▸ **What is asked**:
Tally the lines with the word "styles" and report the number alone.

▸ **Material provided**:

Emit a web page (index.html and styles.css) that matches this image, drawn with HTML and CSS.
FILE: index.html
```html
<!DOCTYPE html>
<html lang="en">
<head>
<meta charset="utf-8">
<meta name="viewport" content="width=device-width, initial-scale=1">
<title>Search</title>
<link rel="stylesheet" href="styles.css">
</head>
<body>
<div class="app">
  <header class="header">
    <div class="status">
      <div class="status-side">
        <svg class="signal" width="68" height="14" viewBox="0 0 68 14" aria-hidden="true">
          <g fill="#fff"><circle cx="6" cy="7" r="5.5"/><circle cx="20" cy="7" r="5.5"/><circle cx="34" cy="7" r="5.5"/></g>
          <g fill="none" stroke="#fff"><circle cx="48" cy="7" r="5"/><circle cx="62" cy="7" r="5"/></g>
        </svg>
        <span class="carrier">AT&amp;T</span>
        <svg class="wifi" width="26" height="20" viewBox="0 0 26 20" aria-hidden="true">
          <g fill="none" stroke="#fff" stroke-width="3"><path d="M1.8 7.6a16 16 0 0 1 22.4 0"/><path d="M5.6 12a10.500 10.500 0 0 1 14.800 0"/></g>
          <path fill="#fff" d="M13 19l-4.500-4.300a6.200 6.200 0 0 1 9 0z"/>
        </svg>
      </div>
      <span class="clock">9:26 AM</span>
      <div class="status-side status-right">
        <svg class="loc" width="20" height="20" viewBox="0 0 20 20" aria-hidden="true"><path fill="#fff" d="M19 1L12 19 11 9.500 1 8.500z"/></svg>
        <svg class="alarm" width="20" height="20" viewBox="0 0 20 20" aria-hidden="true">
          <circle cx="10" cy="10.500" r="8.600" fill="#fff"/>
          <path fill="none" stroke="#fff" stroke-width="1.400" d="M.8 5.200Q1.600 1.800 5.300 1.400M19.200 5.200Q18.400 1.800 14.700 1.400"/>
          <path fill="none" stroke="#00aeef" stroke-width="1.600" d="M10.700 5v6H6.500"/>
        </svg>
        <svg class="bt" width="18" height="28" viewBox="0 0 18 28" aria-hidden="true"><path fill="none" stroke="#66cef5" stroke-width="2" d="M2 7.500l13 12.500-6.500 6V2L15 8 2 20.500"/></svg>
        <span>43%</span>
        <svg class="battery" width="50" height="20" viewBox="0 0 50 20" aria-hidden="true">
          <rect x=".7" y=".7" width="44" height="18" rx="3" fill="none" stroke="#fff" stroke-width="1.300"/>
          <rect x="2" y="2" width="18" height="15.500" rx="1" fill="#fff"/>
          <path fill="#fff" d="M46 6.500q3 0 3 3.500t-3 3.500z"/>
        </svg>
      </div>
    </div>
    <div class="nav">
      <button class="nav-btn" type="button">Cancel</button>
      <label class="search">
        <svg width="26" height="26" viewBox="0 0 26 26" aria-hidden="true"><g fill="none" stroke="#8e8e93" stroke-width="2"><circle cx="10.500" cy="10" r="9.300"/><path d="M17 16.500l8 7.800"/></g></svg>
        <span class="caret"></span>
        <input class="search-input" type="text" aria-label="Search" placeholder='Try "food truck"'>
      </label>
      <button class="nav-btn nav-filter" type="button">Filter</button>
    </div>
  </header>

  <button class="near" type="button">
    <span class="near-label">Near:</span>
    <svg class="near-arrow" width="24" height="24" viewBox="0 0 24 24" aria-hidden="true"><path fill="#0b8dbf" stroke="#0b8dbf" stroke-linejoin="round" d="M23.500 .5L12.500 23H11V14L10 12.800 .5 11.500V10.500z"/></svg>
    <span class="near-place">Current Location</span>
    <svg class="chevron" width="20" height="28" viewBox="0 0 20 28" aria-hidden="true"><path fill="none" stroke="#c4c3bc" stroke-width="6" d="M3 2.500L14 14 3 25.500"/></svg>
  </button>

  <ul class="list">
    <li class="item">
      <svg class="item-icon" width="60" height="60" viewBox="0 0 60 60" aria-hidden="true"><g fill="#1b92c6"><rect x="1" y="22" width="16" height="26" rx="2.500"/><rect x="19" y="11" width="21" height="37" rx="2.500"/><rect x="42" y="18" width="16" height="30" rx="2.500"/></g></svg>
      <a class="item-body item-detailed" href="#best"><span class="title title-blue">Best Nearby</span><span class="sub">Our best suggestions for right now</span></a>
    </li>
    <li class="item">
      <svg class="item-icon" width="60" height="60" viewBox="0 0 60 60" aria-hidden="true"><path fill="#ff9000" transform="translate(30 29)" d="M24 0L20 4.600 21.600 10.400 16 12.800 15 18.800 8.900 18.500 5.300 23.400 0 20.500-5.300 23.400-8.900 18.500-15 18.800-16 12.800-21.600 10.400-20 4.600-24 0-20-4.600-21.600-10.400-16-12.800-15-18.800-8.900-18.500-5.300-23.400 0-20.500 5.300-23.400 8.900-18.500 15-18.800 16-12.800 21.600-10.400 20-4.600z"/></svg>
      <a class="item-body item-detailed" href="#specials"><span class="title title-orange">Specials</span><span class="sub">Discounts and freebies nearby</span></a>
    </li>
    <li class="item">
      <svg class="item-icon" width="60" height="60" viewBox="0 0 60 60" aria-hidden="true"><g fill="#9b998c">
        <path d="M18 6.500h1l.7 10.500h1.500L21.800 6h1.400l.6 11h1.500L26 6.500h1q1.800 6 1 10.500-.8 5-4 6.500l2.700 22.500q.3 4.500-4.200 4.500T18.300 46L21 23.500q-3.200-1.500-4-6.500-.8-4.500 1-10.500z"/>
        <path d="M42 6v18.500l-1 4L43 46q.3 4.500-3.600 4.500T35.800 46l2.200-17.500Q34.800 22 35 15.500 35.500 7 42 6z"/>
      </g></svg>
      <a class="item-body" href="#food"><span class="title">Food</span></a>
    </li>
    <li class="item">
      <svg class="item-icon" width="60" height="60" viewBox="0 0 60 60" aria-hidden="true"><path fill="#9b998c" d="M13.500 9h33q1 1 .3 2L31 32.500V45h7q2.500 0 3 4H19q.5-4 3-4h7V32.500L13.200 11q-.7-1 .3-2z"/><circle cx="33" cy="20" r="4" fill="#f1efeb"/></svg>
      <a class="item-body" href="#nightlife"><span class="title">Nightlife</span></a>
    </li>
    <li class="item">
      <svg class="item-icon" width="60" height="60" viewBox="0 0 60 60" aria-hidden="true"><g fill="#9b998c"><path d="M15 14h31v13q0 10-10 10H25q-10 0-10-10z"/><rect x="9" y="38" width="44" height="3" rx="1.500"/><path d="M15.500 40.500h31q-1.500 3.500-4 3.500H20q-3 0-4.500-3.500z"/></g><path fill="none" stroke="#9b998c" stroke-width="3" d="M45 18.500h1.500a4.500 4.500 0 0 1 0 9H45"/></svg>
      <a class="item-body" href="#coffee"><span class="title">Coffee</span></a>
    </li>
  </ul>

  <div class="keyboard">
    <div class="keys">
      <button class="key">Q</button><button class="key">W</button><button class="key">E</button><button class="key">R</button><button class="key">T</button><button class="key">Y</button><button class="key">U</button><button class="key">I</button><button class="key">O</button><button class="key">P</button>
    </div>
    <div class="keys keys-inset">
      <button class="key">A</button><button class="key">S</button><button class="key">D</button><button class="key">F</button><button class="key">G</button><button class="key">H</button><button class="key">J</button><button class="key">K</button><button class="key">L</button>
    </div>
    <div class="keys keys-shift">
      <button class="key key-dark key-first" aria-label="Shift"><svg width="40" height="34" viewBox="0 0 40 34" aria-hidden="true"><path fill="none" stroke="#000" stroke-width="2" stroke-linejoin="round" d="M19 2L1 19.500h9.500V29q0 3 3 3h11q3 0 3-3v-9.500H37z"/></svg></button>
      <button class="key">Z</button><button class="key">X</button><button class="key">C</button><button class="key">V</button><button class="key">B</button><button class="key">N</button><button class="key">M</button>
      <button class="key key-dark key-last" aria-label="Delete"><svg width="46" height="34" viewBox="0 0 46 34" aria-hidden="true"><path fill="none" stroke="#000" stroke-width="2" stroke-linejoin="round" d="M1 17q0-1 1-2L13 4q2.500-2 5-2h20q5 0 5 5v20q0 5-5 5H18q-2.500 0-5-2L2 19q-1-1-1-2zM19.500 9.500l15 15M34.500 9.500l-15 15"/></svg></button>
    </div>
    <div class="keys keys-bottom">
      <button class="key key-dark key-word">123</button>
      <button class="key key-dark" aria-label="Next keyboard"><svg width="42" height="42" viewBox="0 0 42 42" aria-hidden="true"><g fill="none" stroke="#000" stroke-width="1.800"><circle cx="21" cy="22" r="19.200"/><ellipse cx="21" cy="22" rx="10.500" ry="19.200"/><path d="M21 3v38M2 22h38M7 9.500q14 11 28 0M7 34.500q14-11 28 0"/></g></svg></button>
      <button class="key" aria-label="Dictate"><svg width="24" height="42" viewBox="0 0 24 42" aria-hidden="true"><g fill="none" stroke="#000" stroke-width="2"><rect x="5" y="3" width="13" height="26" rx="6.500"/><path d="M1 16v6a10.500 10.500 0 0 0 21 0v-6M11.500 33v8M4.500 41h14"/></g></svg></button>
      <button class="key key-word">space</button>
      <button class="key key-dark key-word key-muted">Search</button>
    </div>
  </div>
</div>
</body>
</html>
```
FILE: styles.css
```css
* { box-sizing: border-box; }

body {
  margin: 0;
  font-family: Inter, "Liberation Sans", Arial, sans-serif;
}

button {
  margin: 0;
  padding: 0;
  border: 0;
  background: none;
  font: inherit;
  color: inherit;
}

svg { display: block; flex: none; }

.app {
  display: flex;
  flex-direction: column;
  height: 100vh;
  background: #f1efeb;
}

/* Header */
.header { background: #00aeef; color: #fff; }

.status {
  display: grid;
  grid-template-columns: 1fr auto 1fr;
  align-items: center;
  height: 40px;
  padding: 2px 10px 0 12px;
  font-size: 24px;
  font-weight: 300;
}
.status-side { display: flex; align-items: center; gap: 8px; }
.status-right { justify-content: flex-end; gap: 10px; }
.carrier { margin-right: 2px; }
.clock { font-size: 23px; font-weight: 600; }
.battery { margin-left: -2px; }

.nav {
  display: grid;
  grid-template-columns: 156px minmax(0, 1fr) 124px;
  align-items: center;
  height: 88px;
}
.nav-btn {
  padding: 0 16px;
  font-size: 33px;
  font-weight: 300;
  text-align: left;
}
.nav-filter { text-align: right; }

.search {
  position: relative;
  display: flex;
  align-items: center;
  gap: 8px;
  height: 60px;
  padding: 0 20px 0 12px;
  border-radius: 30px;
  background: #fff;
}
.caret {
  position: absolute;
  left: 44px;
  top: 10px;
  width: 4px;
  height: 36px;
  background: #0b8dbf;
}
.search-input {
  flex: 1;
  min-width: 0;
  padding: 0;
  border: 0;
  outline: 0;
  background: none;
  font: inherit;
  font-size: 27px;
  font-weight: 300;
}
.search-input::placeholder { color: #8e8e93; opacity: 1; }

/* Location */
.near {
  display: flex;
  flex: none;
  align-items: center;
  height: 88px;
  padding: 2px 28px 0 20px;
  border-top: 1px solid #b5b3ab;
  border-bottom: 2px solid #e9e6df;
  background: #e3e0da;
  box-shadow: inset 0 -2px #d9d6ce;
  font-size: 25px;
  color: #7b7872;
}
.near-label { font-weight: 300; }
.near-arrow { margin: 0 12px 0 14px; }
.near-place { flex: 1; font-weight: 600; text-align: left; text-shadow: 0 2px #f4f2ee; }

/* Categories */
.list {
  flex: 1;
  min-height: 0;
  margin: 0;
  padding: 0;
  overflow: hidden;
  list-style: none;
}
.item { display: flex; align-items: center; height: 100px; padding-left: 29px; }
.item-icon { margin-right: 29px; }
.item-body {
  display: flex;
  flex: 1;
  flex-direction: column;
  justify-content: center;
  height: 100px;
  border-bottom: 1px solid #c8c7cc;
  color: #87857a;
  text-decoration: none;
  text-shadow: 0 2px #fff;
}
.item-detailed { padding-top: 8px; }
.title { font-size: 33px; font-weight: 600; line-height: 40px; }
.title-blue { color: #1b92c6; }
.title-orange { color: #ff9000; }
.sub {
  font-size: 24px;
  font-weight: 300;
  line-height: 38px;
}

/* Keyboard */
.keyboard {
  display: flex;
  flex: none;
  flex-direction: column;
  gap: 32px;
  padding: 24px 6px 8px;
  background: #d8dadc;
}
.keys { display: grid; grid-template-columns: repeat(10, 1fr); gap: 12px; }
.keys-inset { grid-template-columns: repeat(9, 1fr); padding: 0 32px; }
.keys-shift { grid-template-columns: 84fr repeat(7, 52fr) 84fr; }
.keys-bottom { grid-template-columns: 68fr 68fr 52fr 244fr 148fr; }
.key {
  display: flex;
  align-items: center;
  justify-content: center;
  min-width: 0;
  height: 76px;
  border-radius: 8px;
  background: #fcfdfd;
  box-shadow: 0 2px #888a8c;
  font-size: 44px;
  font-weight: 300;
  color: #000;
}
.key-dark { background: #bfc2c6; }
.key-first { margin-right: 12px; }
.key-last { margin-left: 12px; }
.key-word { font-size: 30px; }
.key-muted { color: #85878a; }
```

▸ **Reply to the exercise**:
3